Both sides in the talks are afraid of the consequences of a complete failure, for their economies and the world economy more broadly. The Chinese hierarchy includes a contingent of reformers who favor liberalizing the Chinese economy—though they favor doing so more because they believe some market reforms will strengthen China in the long run.
Still, their voices can help produce some compromises to get to a deal. “We believe there is a strong contingent of reformers in China that want change,” Clete Willems, who recently left his position as a top White House adviser on trade, told The Wall Street Journal’s CEO Council conference in Tokyo.

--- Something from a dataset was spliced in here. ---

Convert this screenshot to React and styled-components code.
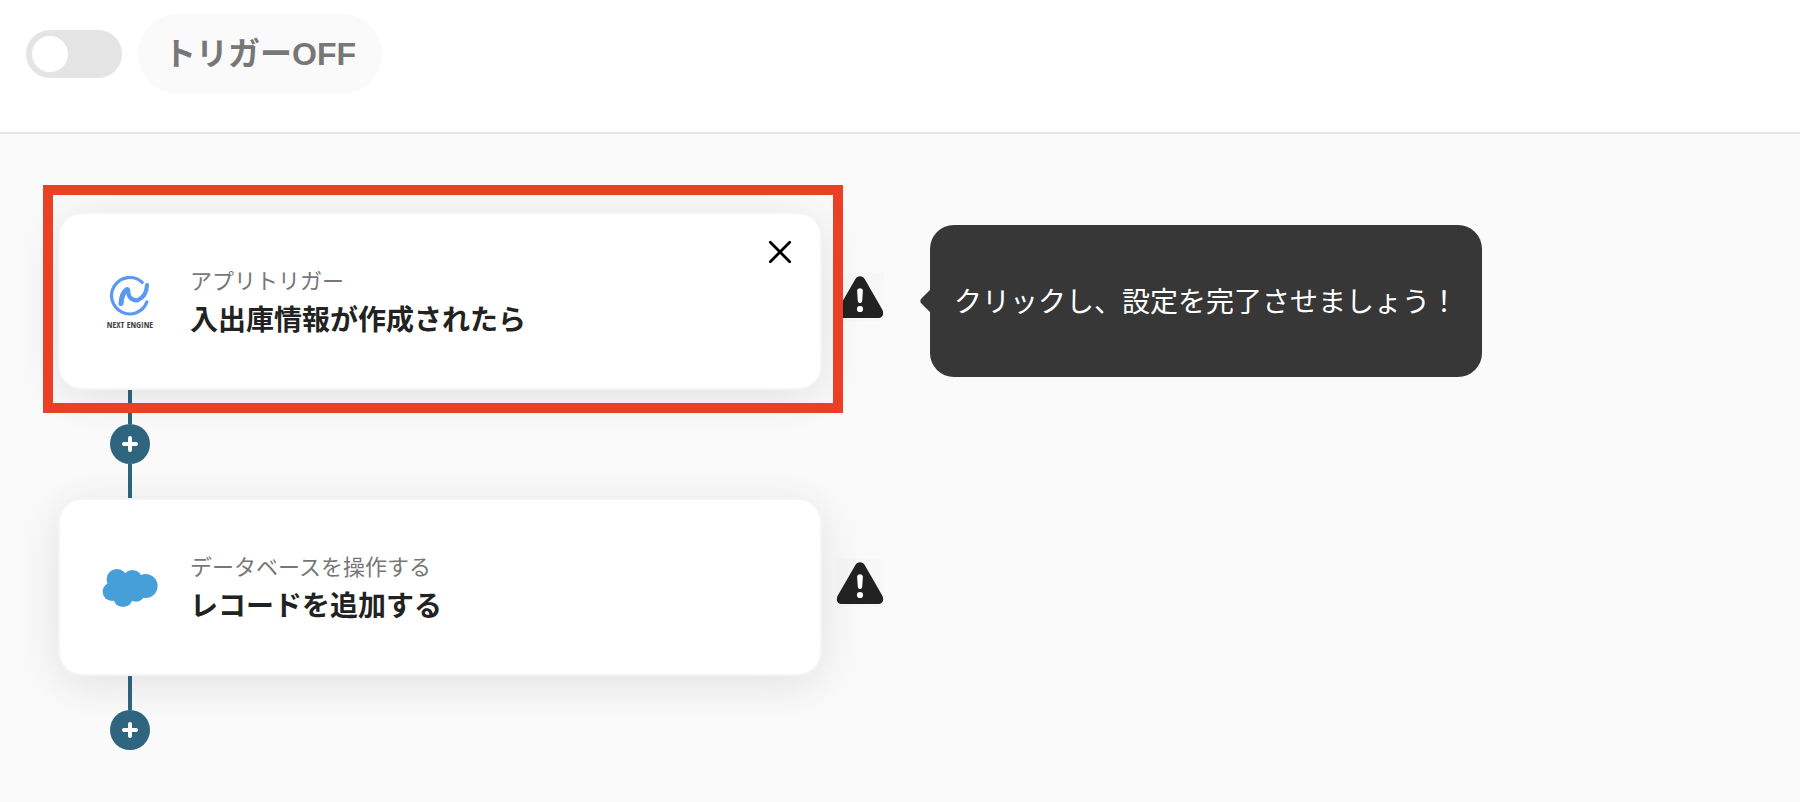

Yet even a trade deal in coming months will represent only a pause in what appears to be an inevitable, and lengthy, period of competition between the U.S. and China.
To be sure, China has plenty of work to do. Millions of Chinese peasants still aren’t sharing in the country’s prosperity, and China has to show that its Belt and Road projects can actually advance other nations without weighing them down with debt.
Meanwhile, though, Chinese officials have had a change of attitude, experts say. They see a Western financial system that led the world to the brink of depression with the 2008 financial crisis, and Western democracies trapped in debilitating paralysis, and aren’t sure that is the model for them.